Which risk is most directly highlighted by the stress-test result?

  • A. Annuity rate risk at the point of retirement
  • B. Inheritance tax risk on Priya’s pension fund
  • C. Loss of State Pension entitlement before age 67
  • D. Sequencing risk in the early years of drawdown

Best answer: D

What this tests: Retirement-Planning Aims, Objectives, and Investment Issues

Explanation: Cash-flow stress testing helps identify which assumption or event would most threaten a retirement plan. Here, identical investment falls produce very different outcomes depending on timing. Losses in the first two years cause the fund to run out at age 83, while the same losses much later still leave the plan sustainable to age 95. That points to sequencing risk: poor returns early in drawdown can permanently damage sustainability because withdrawals continue from a reduced fund, leaving less capital to benefit from any subsequent recovery. Higher inflation is also a risk, but the stress test shows it creates a later shortfall, not the most direct or severe issue highlighted by the comparison.

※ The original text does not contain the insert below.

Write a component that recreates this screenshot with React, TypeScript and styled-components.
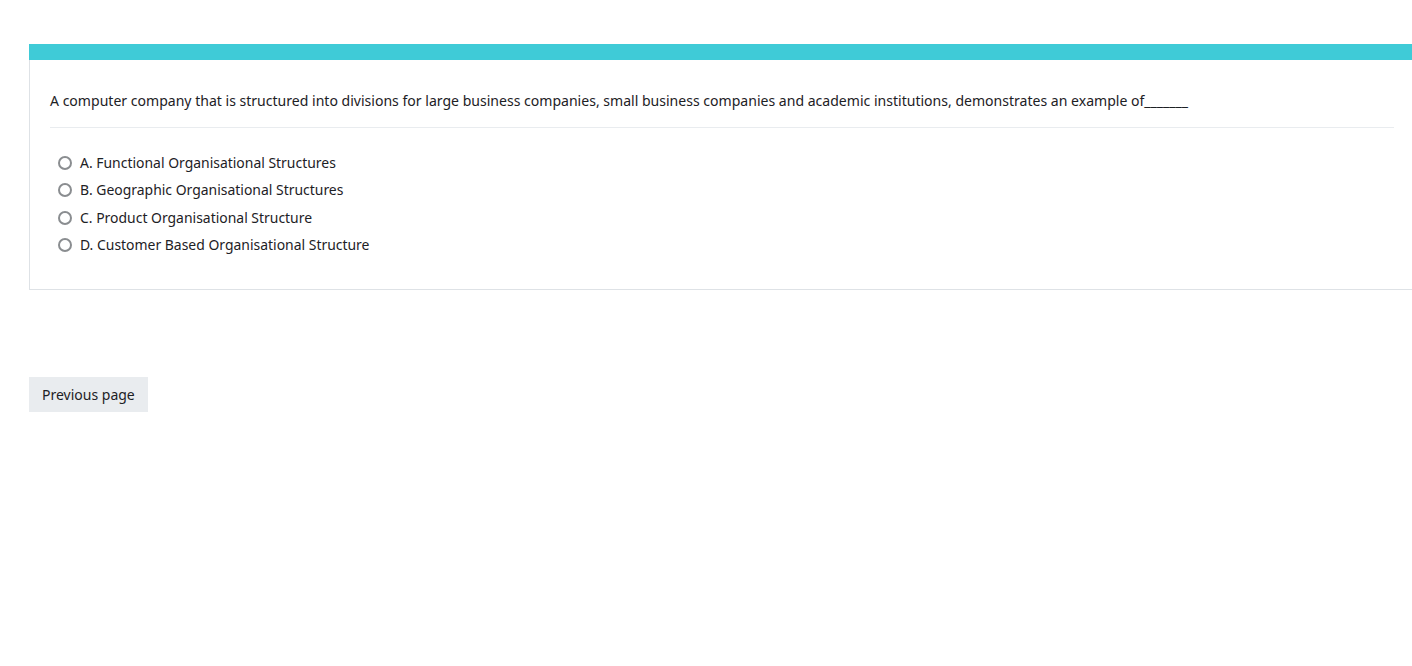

  • Inheritance tax is not the main issue because the facts focus on income sustainability, not estate size or tax on death.
  • State Pension entitlement is not questioned; the issue is bridging income until it starts and maintaining withdrawals afterward.
  • Annuity rate risk would be relevant if Priya were buying an annuity, but the plan described uses flexible pension withdrawals.

The plan is much more vulnerable when investment losses occur early while withdrawals are being taken, even though the later identical losses are sustainable.